Submission Details and Form Deadline: Friday, April 8, 2016 This will be a blind juried group exhibition. Jurors and exhibition dates TBA. Selection will take place summer 2016, and exhibition details will be provided to selected artists at that time. After review, all artists materials will be archived in the the Contemporary Women Artists Files (CWAF) at Special Collections and University Archives, Rutgers University. Please do not submit materials you wish to be returned or materials you do not wish included in the CWAF archives. |
PROSPECTUS
An estimated 11.3 million undocumented immigrants are living in the United States with New Jersey among the top 5 states in undocumented immigrant populations. While some states populations are decreasing, NJ’s numbers are increasing.* Although invisible to the state, these populations directly impact the economic and social structure of the communities in which they have settled. Although creating underground cultures and networks of commerce and lending, immigration, and housing, the undocumented immigrant populations remain the most marginal and vulnerable groups in NJ and elsewhere is the nation.
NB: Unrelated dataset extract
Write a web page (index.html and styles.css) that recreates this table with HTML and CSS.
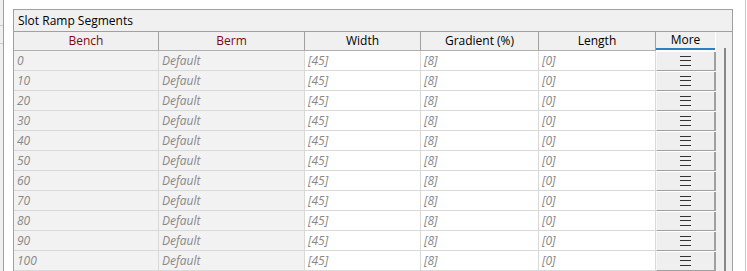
FILE: index.html
```html
<!DOCTYPE html>
<html>
<head>
<meta charset="utf-8">
<link rel="stylesheet" href="styles.css">
</head>
<body>
<div class="page">
  <div class="strip"><div class="strip-line a"></div><div class="strip-line b"></div></div>
  <div class="panel">
    <div class="title">Slot Ramp Segments</div>
    <div class="body">
      <div class="grid">
        <div class="hcell key">Bench</div>
        <div class="hcell key">Berm</div>
        <div class="hcell">Width</div>
        <div class="hcell">Gradient (%)</div>
        <div class="hcell">Length</div>
        <div class="hcell more">More</div>

        <div class="cell ro">0</div><div class="cell ro">Default</div><div class="cell">[45]</div><div class="cell">[8]</div><div class="cell">[0]</div><div class="bcell"><div class="btn"><span class="burger"></span></div></div>
        <div class="cell ro">10</div><div class="cell ro">Default</div><div class="cell">[45]</div><div class="cell">[8]</div><div class="cell">[0]</div><div class="bcell"><div class="btn"><span class="burger"></span></div></div>
        <div class="cell ro">20</div><div class="cell ro">Default</div><div class="cell">[45]</div><div class="cell">[8]</div><div class="cell">[0]</div><div class="bcell"><div class="btn"><span class="burger"></span></div></div>
        <div class="cell ro">30</div><div class="cell ro">Default</div><div class="cell">[45]</div><div class="cell">[8]</div><div class="cell">[0]</div><div class="bcell"><div class="btn"><span class="burger"></span></div></div>
        <div class="cell ro">40</div><div class="cell ro">Default</div><div class="cell">[45]</div><div class="cell">[8]</div><div class="cell">[0]</div><div class="bcell"><div class="btn"><span class="burger"></span></div></div>
        <div class="cell ro">50</div><div class="cell ro">Default</div><div class="cell">[45]</div><div class="cell">[8]</div><div class="cell">[0]</div><div class="bcell"><div class="btn"><span class="burger"></span></div></div>
        <div class="cell ro">60</div><div class="cell ro">Default</div><div class="cell">[45]</div><div class="cell">[8]</div><div class="cell">[0]</div><div class="bcell"><div class="btn"><span class="burger"></span></div></div>
        <div class="cell ro">70</div><div class="cell ro">Default</div><div class="cell">[45]</div><div class="cell">[8]</div><div class="cell">[0]</div><div class="bcell"><div class="btn"><span class="burger"></span></div></div>
        <div class="cell ro">80</div><div class="cell ro">Default</div><div class="cell">[45]</div><div class="cell">[8]</div><div class="cell">[0]</div><div class="bcell"><div class="btn"><span class="burger"></span></div></div>
        <div class="cell ro">90</div><div class="cell ro">Default</div><div class="cell">[45]</div><div class="cell">[8]</div><div class="cell">[0]</div><div class="bcell"><div class="btn"><span class="burger"></span></div></div>
        <div class="cell ro">100</div><div class="cell ro">Default</div><div class="cell">[45]</div><div class="cell">[8]</div><div class="cell">[0]</div><div class="bcell"><div class="btn"><span class="burger"></span></div></div>
      </div>
      <div class="scroll"><div class="thumb"></div></div>
    </div>
  </div>
  <div class="rightline"></div>
</div>
</body>
</html>
```
FILE: styles.css
```css
html, body {
  margin: 0;
  padding: 0;
  background: #ffffff;
  height: 271px;
  overflow: hidden;
}
.page {
  display: flex;
  align-items: flex-start;
  height: 271px;
  overflow: hidden;
  font-family: "Open Sans", "Noto Sans", sans-serif;
  font-size: 12px;
  color: #000;
}
.strip {
  width: 3px;
  height: 271px;
  background: #f0f0f0;
  border-right: 1px solid #a0a0a0;
  display: flex;
  flex-direction: column;
}
.strip-line { height: 1px; background: #c8c8c8; }
.strip-line.a { margin-top: 25px; }
.strip-line.b { margin-top: 17px; }
.panel {
  box-sizing: border-box;
  margin-left: 9px;
  margin-top: 9px;
  width: 720px;
  height: 262px;
  overflow: hidden;
  border: 1px solid #a0a0a0;
  border-bottom: none;
  background: #f0f0f0;
  display: flex;
  flex-direction: column;
}
.title {
  flex: none;
  height: 21px;
  line-height: 21px;
  padding-left: 4px;
  background: #f0f0f0;
  border-bottom: 1px solid #a0a0a0;
}
.body {
  display: flex;
  flex: 1;
}
.grid {
  display: grid;
  grid-template-columns: 145px 146px 116px 118px 117px 60px;
  grid-auto-rows: 20px;
  grid-template-rows: 19px;
  align-content: start;
  background: #fff;
}
.hcell {
  height: 19px;
  line-height: 18px;
  text-align: center;
  background: #f0f0f0;
  border-right: 1px solid #a0a0a0;
  border-bottom: 1px solid #b0b0b0;
  box-sizing: border-box;
}
.hcell.key { color: #7a0a10; }
.hcell.more {
  border-right: none;
  line-height: 16px;
  border-bottom: 2px solid #2f7fc4;
  height: 18px;
  width: 59px;
}
.cell {
  box-sizing: border-box;
  border-right: 1px solid #d9d9d9;
  border-bottom: 1px solid #d9d9d9;
  padding-left: 3px;
  padding-top: 1px;
  line-height: 18px;
  color: #888888;
  font-style: italic;
  background: #ffffff;
}
.cell.ro { background: #f2f2f2; }
.bcell {
  box-sizing: border-box;
  background: #ffffff;
  padding-top: 1px;
}
.btn {
  box-sizing: border-box;
  height: 19px;
  width: 60px;
  background: #efefef;
  border-left: 1px solid #f8f8f8;
  border-right: 2px solid #a0a0a0;
  border-bottom: 1px solid #a0a0a0;
  display: flex;
  align-items: center;
  justify-content: center;
}
.burger {
  display: block;
  width: 11px;
  height: 8px;
  border-top: 1px solid #333;
  border-bottom: 1px solid #333;
  position: relative;
}
.burger::after {
  content: "";
  position: absolute;
  left: 0;
  right: 0;
  top: 3px;
  height: 1px;
  background: #333;
}
.scroll {
  width: 16px;
  background: #f0f0f0;
  display: flex;
  justify-content: center;
}
.thumb {
  width: 2px;
  margin-top: 16px;
  margin-left: 1px;
  background: #888888;
  height: 240px;
}
.rightline {
  margin-left: 12px;
  width: 1px;
  height: 271px;
  background: #c8c8c8;
}
```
CWAH is interested in reviewing artwork that engages subject matter related to undocumented immigration. Artworks will engage the viewing public on topics such as, but not limited to:
- Education
- Family and cultural connectivity
- Nutrition and health
- Safety
- Access to healthcare
- Labor issues such as safety and wages
- Economics
- Housing
- “Road to citizenship”
This exhibition is a part of Transcultural NJ II: Diverse Artists Shaping Culture and Communities, a statewide yearlong initiative to research, document, and promote the creative achievements of diverse visual and conceptual artists, emerging global art communities, and historically underserved populations. This initiative aims to bridge the spectrum of social differences, and expand opportunities in the arts for diverse residents of New Jersey.